PREMIÈRE PARTIE : QUELLES SOLIDARITÉS ÉCONOMIQUES ENTRE LES GÉNÉRATIONS POUR DEMAIN ?
Malgré de nombreux ajustements déjà opérés, certaines évolutions démographiques et économiques mettent à l'épreuve le Pacte entre les générations instauré après 1945. Cela alimente des tensions intergénérationnelles autour des enjeux d'équité et d'efficacité. Pour conforter l'acceptabilité du Pacte et mieux garantir sa soutenabilité économique, il faudra procéder à de nouvelles adaptations dans les années qui viennent. La prise en compte du poids croissant des transferts intergénérationnels de patrimoine et l'exploitation des opportunités offertes par la complexification d'un cycle de vie désormais organisé en cinq âges, peuvent être des pistes pour procéder aux ajustements nécessaires.
I. LE PACTE INTERGÉNÉRATIONNEL : DE QUOI PARLE-T-ON ?
A. UN SYSTÈME DE REDISTRIBUTION INTERGÉNÉRATIONNELLE HÉRITÉ DE L'APRÈS-GUERRE
La solidarité économique entre les générations est fondée encore aujourd'hui sur le Pacte intergénérationnel mis en place à la Libération. Ce pacte repose sur quelques grands principes :
- C'est un système de transferts organisé autour de trois générations imbriquées : les jeunes, les actifs d'âge intermédiaire et les séniors inactifs ;
- Entre ces trois générations, a été construit un système de redistribution très largement socialisé. La redistribution est alimentée par des prélèvements concentrés sur les actifs d'âge intermédiaire, qui sont contributeurs nets. Ces prélèvements sont encore, pour une bonne part, constitués de cotisations assises sur le travail. Les versements sont quant à eux dirigés principalement vers les inactifs, jeunes et seniors, qui sont bénéficiaires nets ;
- Le champ de cette solidarité intergénérationnelle est très large, puisqu'il couvre les principaux risques sociaux (maladie, vieillesse, maternité/famille, chômage, accidents du travail), l'essentiel des dépenses d'éducation, ainsi que certaines politiques ciblées (logement, pauvreté,...) ;
- Enfin, si le dispositif central du Pacte fonctionne sur la base de transferts publics, il est complété à la marge par des transferts familiaux et patrimoniaux privés.
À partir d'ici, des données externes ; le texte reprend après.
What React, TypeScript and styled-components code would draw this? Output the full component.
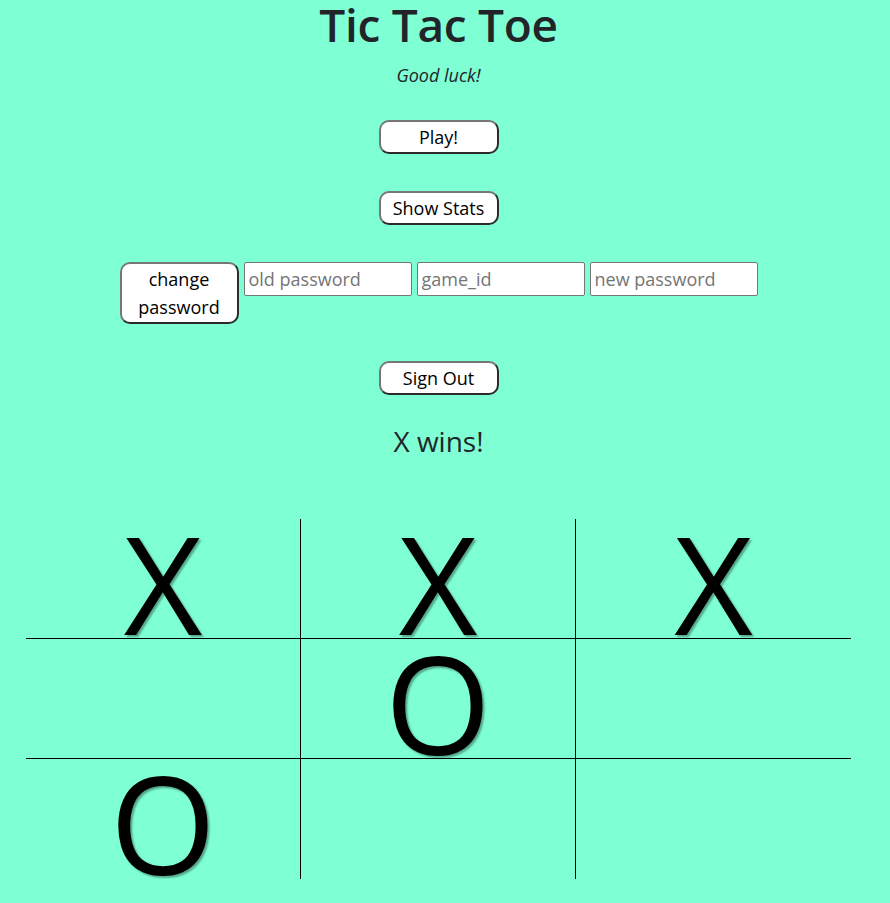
import styled, { createGlobalStyle } from 'styled-components';

const GlobalStyle = createGlobalStyle`
  body {
    margin: 0;
    background-color: #7fffd4;
    font-family: 'Open Sans', 'Noto Sans', sans-serif;
    color: #212529;
  }
`;

const Page = styled.div`
  width: 877px;
  display: flex;
  flex-direction: column;
  align-items: center;
`;

const Title = styled.h1`
  margin: 0;
  font-size: 46px;
  font-weight: 600;
  line-height: 48px;
  letter-spacing: -0.3px;
`;

const Tagline = styled.p`
  margin: 14px 0 0;
  font-size: 18px;
  line-height: 27px;
  font-style: italic;
`;

const ActionButton = styled.button<{ $top: number }>`
  margin-top: ${(props) => props.$top}px;
  width: 120px;
  padding: 1px 6px;
  background-color: #fff;
  color: #000;
  font-family: inherit;
  font-size: 18px;
  line-height: 28px;
  border: 2px solid;
  border-color: #767676 #2b2b2b #2b2b2b #767676;
  border-radius: 10px;
`;

const PasswordRow = styled.div`
  margin-top: 37px;
  display: flex;
  align-items: flex-start;
  gap: 5px;

  ${ActionButton} {
    width: 119px;
  }
`;

const TextInput = styled.input`
  box-sizing: border-box;
  width: 168px;
  height: 34px;
  padding: 1px 4px;
  font-family: inherit;
  font-size: 18px;
  color: #000;
  background: #fff;
  border: 1px solid #767676;
  border-radius: 2px;

  &::placeholder {
    color: #757575;
  }
`;

const Status = styled.h2`
  margin: 28px 0 0;
  font-size: 28px;
  font-weight: 400;
  line-height: 36px;
`;

const Board = styled.div`
  margin-top: 60px;
  display: grid;
  grid-template-columns: repeat(3, 275px);
  grid-template-rows: repeat(3, 120px);
`;

const Cell = styled.div<{ $right: boolean; $bottom: boolean }>`
  box-sizing: border-box;
  height: 120px;
  padding-top: 8px;
  border-right: ${(props) => (props.$right ? '1px solid #000' : 'none')};
  border-bottom: ${(props) => (props.$bottom ? '1px solid #000' : 'none')};
  text-align: center;
  font-size: 136px;
  line-height: 111px;
  color: #000;
  text-shadow: 2px 2px 2px rgba(0, 0, 0, 0.35);
`;

const cells = ['X', 'X', 'X', '', 'O', '', 'O', '', ''];

const App = () => {
  return (
    <Page>
      <GlobalStyle />
      <Title>Tic Tac Toe</Title>
      <Tagline>Good luck!</Tagline>
      <ActionButton $top={31}>Play!</ActionButton>
      <ActionButton $top={37}>Show Stats</ActionButton>
      <PasswordRow>
        <ActionButton $top={0}>change password</ActionButton>
        <TextInput type="password" placeholder="old password" />
        <TextInput type="text" placeholder="game_id" />
        <TextInput type="password" placeholder="new password" />
      </PasswordRow>
      <ActionButton $top={37}>Sign Out</ActionButton>
      <Status>X wins!</Status>
      <Board>
        {cells.map((mark, i) => (
          <Cell key={i} $right={i % 3 !== 2} $bottom={i < 6}>
            {mark}
          </Cell>
        ))}
      </Board>
    </Page>
  );
};

export default App;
B. UN SYSTÈME DE SOLIDARITÉ OU DE RÉCIPROCITÉ « DIFFÉRÉE »
Pour bien saisir la nature du Pacte intergénérationnel, il faut avoir à l'esprit qu'il ne met pas en regard des droits et des obligations précisément définis sur le mode du donnant-donnant ou du contrat, mais qu'il fonctionne sur un mécanisme de don et de contre-don, différés dans le temps . La génération N partage ce qu'elle produit avec la génération N+1 en comptant que cette génération N+1 partagera demain à son tour lorsqu'elle sera elle-même devenue productive. La génération N partage également avec la génération N-1 pour s'acquitter de la « dette » qu'elle a contractée en recevant auparavant l'aide de la génération N-1.
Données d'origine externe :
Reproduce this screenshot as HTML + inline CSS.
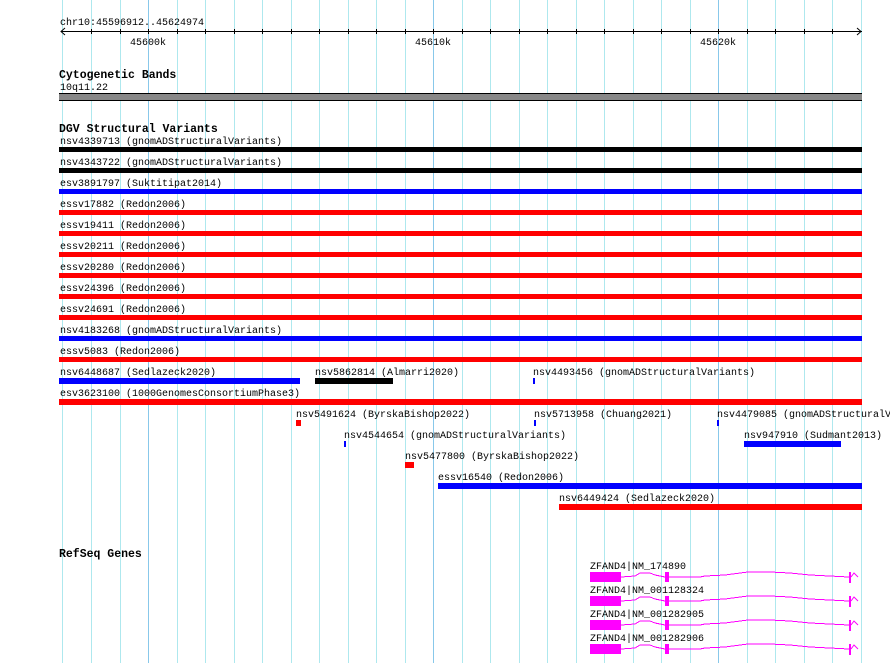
<!DOCTYPE html>
<html><head><meta charset="utf-8"><style>
html,body{margin:0;padding:0;background:#fff;width:890px;height:663px;overflow:hidden}
svg text{font-family:"Liberation Mono",monospace;font-size:10px;fill:#000}
svg text.b{font-weight:bold;font-size:11.5px}
</style></head><body>
<svg width="890" height="663" viewBox="0 0 890 663" xmlns="http://www.w3.org/2000/svg" shape-rendering="crispEdges">
<g stroke="#aee8ee" stroke-width="1">
<line x1="62.5" y1="0" x2="62.5" y2="663"/><line x1="91.5" y1="0" x2="91.5" y2="663"/><line x1="120.5" y1="0" x2="120.5" y2="663"/>
<line x1="177.5" y1="0" x2="177.5" y2="663"/><line x1="205.5" y1="0" x2="205.5" y2="663"/><line x1="234.5" y1="0" x2="234.5" y2="663"/>
<line x1="262.5" y1="0" x2="262.5" y2="663"/><line x1="291.5" y1="0" x2="291.5" y2="663"/><line x1="319.5" y1="0" x2="319.5" y2="663"/>
<line x1="348.5" y1="0" x2="348.5" y2="663"/><line x1="376.5" y1="0" x2="376.5" y2="663"/><line x1="405.5" y1="0" x2="405.5" y2="663"/>
<line x1="462.5" y1="0" x2="462.5" y2="663"/><line x1="490.5" y1="0" x2="490.5" y2="663"/><line x1="519.5" y1="0" x2="519.5" y2="663"/>
<line x1="547.5" y1="0" x2="547.5" y2="663"/><line x1="576.5" y1="0" x2="576.5" y2="663"/><line x1="604.5" y1="0" x2="604.5" y2="663"/>
<line x1="633.5" y1="0" x2="633.5" y2="663"/><line x1="661.5" y1="0" x2="661.5" y2="663"/><line x1="690.5" y1="0" x2="690.5" y2="663"/>
<line x1="747.5" y1="0" x2="747.5" y2="663"/><line x1="775.5" y1="0" x2="775.5" y2="663"/><line x1="804.5" y1="0" x2="804.5" y2="663"/>
<line x1="832.5" y1="0" x2="832.5" y2="663"/><line x1="861.5" y1="0" x2="861.5" y2="663"/>
</g>
<g stroke="#88c8ea" stroke-width="1">
<line x1="148.5" y1="0" x2="148.5" y2="663"/><line x1="433.5" y1="0" x2="433.5" y2="663"/><line x1="718.5" y1="0" x2="718.5" y2="663"/>
</g>
<text x="60" y="25">chr10:45596912..45624974</text>
<g stroke="#000" stroke-width="1">
<line x1="61" y1="31.5" x2="862" y2="31.5"/>
<polyline points="65,28 61,31.5 65,35" fill="none" shape-rendering="auto"/>
<polyline points="857,28 861,31.5 857,35" fill="none" shape-rendering="auto"/>
</g>
<g stroke="#000">
<line x1="91.5" y1="29" x2="91.5" y2="34"/><line x1="120.5" y1="29" x2="120.5" y2="34"/><line x1="148.5" y1="29" x2="148.5" y2="34"/><line x1="177.5" y1="29" x2="177.5" y2="34"/><line x1="205.5" y1="29" x2="205.5" y2="34"/><line x1="234.5" y1="29" x2="234.5" y2="34"/><line x1="262.5" y1="29" x2="262.5" y2="34"/><line x1="291.5" y1="29" x2="291.5" y2="34"/><line x1="319.5" y1="29" x2="319.5" y2="34"/><line x1="348.5" y1="29" x2="348.5" y2="34"/><line x1="376.5" y1="29" x2="376.5" y2="34"/><line x1="405.5" y1="29" x2="405.5" y2="34"/><line x1="433.5" y1="29" x2="433.5" y2="34"/><line x1="462.5" y1="29" x2="462.5" y2="34"/><line x1="490.5" y1="29" x2="490.5" y2="34"/><line x1="519.5" y1="29" x2="519.5" y2="34"/><line x1="547.5" y1="29" x2="547.5" y2="34"/><line x1="576.5" y1="29" x2="576.5" y2="34"/><line x1="604.5" y1="29" x2="604.5" y2="34"/><line x1="633.5" y1="29" x2="633.5" y2="34"/><line x1="661.5" y1="29" x2="661.5" y2="34"/><line x1="690.5" y1="29" x2="690.5" y2="34"/><line x1="718.5" y1="29" x2="718.5" y2="34"/><line x1="747.5" y1="29" x2="747.5" y2="34"/><line x1="775.5" y1="29" x2="775.5" y2="34"/><line x1="804.5" y1="29" x2="804.5" y2="34"/><line x1="832.5" y1="29" x2="832.5" y2="34"/>
</g>
<text x="130" y="45">45600k</text>
<text x="415" y="45">45610k</text>
<text x="700" y="45">45620k</text>
<text class="b" x="59" y="78">Cytogenetic Bands</text>
<text x="60" y="90">10q11.22</text>
<rect x="59" y="93" width="803" height="8" fill="#000"/>
<rect x="59" y="94" width="803" height="6" fill="#888"/>
<text class="b" x="59" y="132">DGV Structural Variants</text>
<text x="60" y="144">nsv4339713 (gnomADStructuralVariants)</text><rect x="59" y="147" width="803" height="5" fill="#000"/>
<text x="60" y="165">nsv4343722 (gnomADStructuralVariants)</text><rect x="59" y="168" width="803" height="5" fill="#000"/>
<text x="60" y="186">esv3891797 (Suktitipat2014)</text><rect x="59" y="189" width="803" height="5" fill="#00f"/>
<text x="60" y="207">essv17882 (Redon2006)</text><rect x="59" y="210" width="803" height="5" fill="#f00"/>
<text x="60" y="228">essv19411 (Redon2006)</text><rect x="59" y="231" width="803" height="5" fill="#f00"/>
<text x="60" y="249">essv20211 (Redon2006)</text><rect x="59" y="252" width="803" height="5" fill="#f00"/>
<text x="60" y="270">essv20280 (Redon2006)</text><rect x="59" y="273" width="803" height="5" fill="#f00"/>
<text x="60" y="291">essv24396 (Redon2006)</text><rect x="59" y="294" width="803" height="5" fill="#f00"/>
<text x="60" y="312">essv24691 (Redon2006)</text><rect x="59" y="315" width="803" height="5" fill="#f00"/>
<text x="60" y="333">nsv4183268 (gnomADStructuralVariants)</text><rect x="59" y="336" width="803" height="5" fill="#00f"/>
<text x="60" y="354">essv5083 (Redon2006)</text><rect x="59" y="357" width="803" height="5" fill="#f00"/>
<text x="60" y="375">nsv6448687 (Sedlazeck2020)</text><rect x="59" y="378" width="241" height="6" fill="#00f"/>
<text x="315" y="375">nsv5862814 (Almarri2020)</text><rect x="315" y="378" width="78" height="6" fill="#000"/>
<text x="533" y="375">nsv4493456 (gnomADStructuralVariants)</text><rect x="533" y="378" width="2" height="6" fill="#00f"/>
<text x="60" y="396">esv3623100 (1000GenomesConsortiumPhase3)</text><rect x="59" y="399" width="803" height="6" fill="#f00"/>
<text x="296" y="417">nsv5491624 (ByrskaBishop2022)</text><rect x="296" y="420" width="5" height="6" fill="#f00"/>
<text x="534" y="417">nsv5713958 (Chuang2021)</text><rect x="534" y="420" width="2" height="6" fill="#00f"/>
<text x="717" y="417">nsv4479085 (gnomADStructuralVariants)</text><rect x="717" y="420" width="2" height="6" fill="#00f"/>
<text x="344" y="438">nsv4544654 (gnomADStructuralVariants)</text><rect x="344" y="441" width="2" height="6" fill="#00f"/>
<text x="744" y="438">nsv947910 (Sudmant2013)</text><rect x="744" y="441" width="97" height="6" fill="#00f"/>
<text x="405" y="459">nsv5477800 (ByrskaBishop2022)</text><rect x="405" y="462" width="9" height="6" fill="#f00"/>
<text x="438" y="480">essv16540 (Redon2006)</text><rect x="438" y="483" width="424" height="6" fill="#00f"/>
<text x="559" y="501">nsv6449424 (Sedlazeck2020)</text><rect x="559" y="504" width="303" height="6" fill="#f00"/>
<text class="b" x="59" y="557">RefSeq Genes</text>
<defs>
<g id="g1">
<rect x="590" y="572" width="31" height="10" fill="#f0f"/>
<rect x="665" y="572" width="4" height="10" fill="#f0f"/>
<polyline points="621,577 635,576 640,573 650,573 655,575 665,577" fill="none" stroke="#f0f"/>
<polyline points="669,577 700,577 705,576 725,575 748,572 770,572 790,573 810,575 849,577" fill="none" stroke="#f0f"/>
<rect x="849" y="572" width="2" height="11" fill="#f0f"/>
<polyline points="851,577 854,573 858,577" fill="none" stroke="#f0f" shape-rendering="auto"/>
</g>
</defs>
<use href="#g1"/>
<use href="#g1" y="24"/>
<use href="#g1" y="48"/>
<use href="#g1" y="72"/>
<text x="590" y="569">ZFAND4|NM_174890</text>
<text x="590" y="593">ZFAND4|NM_001128324</text>
<text x="590" y="617">ZFAND4|NM_001282905</text>
<text x="590" y="641">ZFAND4|NM_001282906</text>
</svg>
</body></html>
Pour chaque génération, donner est un pari : le pari d'un retour ultérieur sur le don (avec néanmoins l'État comme garant de la continuité dans le temps du système). L'observation anthropologique et historique montre que la chaîne de solidarité intergénérationnelle bâtie sur ce principe de don/contre-don est, malgré sa fragilité apparente, bien plus solide que n'importe quel système de contrats : la génération suivante n'abandonne jamais la précédente à son sort. Toutefois, cette solidarité intergénérationnelle n'en reste pas moins affectée par une incertitude forte. En effet, inscrite dans le temps long, la réciprocité différée est naturellement marquée par l'incertitude des évolutions historiques - notamment économiques : nul ne sait ce qu'il y aura à partager demain ni quel sera le niveau de prospérité relatif des différentes générations ni quelles seront par conséquent les conditions précises du partage.
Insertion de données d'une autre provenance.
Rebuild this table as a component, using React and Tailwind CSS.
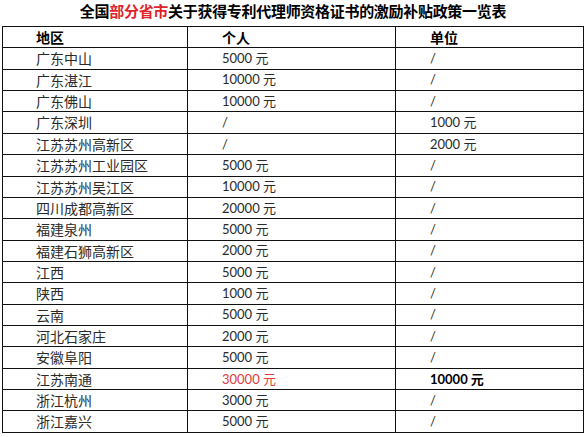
const rows = [
  ['广东中山', '5000 元', '/'],
  ['广东湛江', '10000 元', '/'],
  ['广东佛山', '10000 元', '/'],
  ['广东深圳', '/', '1000 元'],
  ['江苏苏州高新区', '/', '2000 元'],
  ['江苏苏州工业园区', '5000 元', '/'],
  ['江苏苏州吴江区', '10000 元', '/'],
  ['四川成都高新区', '20000 元', '/'],
  ['福建泉州', '5000 元', '/'],
  ['福建石狮高新区', '2000 元', '/'],
  ['江西', '5000 元', '/'],
  ['陕西', '1000 元', '/'],
  ['云南', '5000 元', '/'],
  ['河北石家庄', '2000 元', '/'],
  ['安徽阜阳', '5000 元', '/'],
  ['江苏南通', '30000 元', '10000 元', true],
  ['浙江杭州', '3000 元', '/'],
  ['浙江嘉兴', '5000 元', '/'],
];

const font = { fontFamily: 'Lato, "Noto Sans CJK SC", sans-serif' };

function Row({ cells, header, special }) {
  return (
    <div className="grid h-[21.37px] grid-cols-[185px_208px_188px] border-b border-[#111]">
      <div className={`flex items-center border-r border-[#111] pl-[33px] text-[14px] ${header ? 'font-bold text-black' : ''}`}>
        {cells[0]}
      </div>
      <div
        className={`flex items-center border-r border-[#111] pl-[34px] ${header ? 'text-[14px] font-bold text-black' : ''} ${special ? 'text-[#e33b3b]' : ''}`}
      >
        {cells[1]}
      </div>
      <div className={`flex items-center pl-[34px] ${header || special ? 'font-bold text-black' : ''} ${header ? 'text-[14px]' : ''}`}>
        {cells[2]}
      </div>
    </div>
  );
}

export default function App() {
  return (
    <div className="h-[437px] w-[586px] bg-white text-[13px] text-[#2a2a2a]" style={font}>
      <div className="flex h-[26px] items-center justify-center pb-[3px] text-[15px] font-bold tracking-[-0.3px] text-black">
        全国<span className="text-[#e0242b]">部分省市</span>关于获得专利代理师资格证书的激励补贴政策一览表
      </div>
      <div className="ml-[2px] w-[582px] border-l border-t border-r border-[#111]">
        <Row cells={['地区', '个人', '单位']} header />
        {rows.map((r) => (
          <Row key={r[0]} cells={r} special={r[3]} />
        ))}
      </div>
    </div>
  );
}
Du fait de cette incertitude intrinsèque, le Pacte est naturellement traversé de tensions, voire de conflits, entre les générations : ce qu'il est souhaitable et juste pour chaque génération de donner et de recevoir doit en effet être rediscuté périodiquement pour tenir compte des transformations qui affectent l'état du monde. C'est ce qui se passe depuis les années 1980 en France. Un véritable système de comptabilité nationale des transferts intergénérationnels a d'ailleurs été mis en place avec les comptes de transfert nationaux , afin d'apporter des éléments de chiffrage objectifs aux débats sur l'ampleur et l'équité des transferts entre générations (voir annexe 1).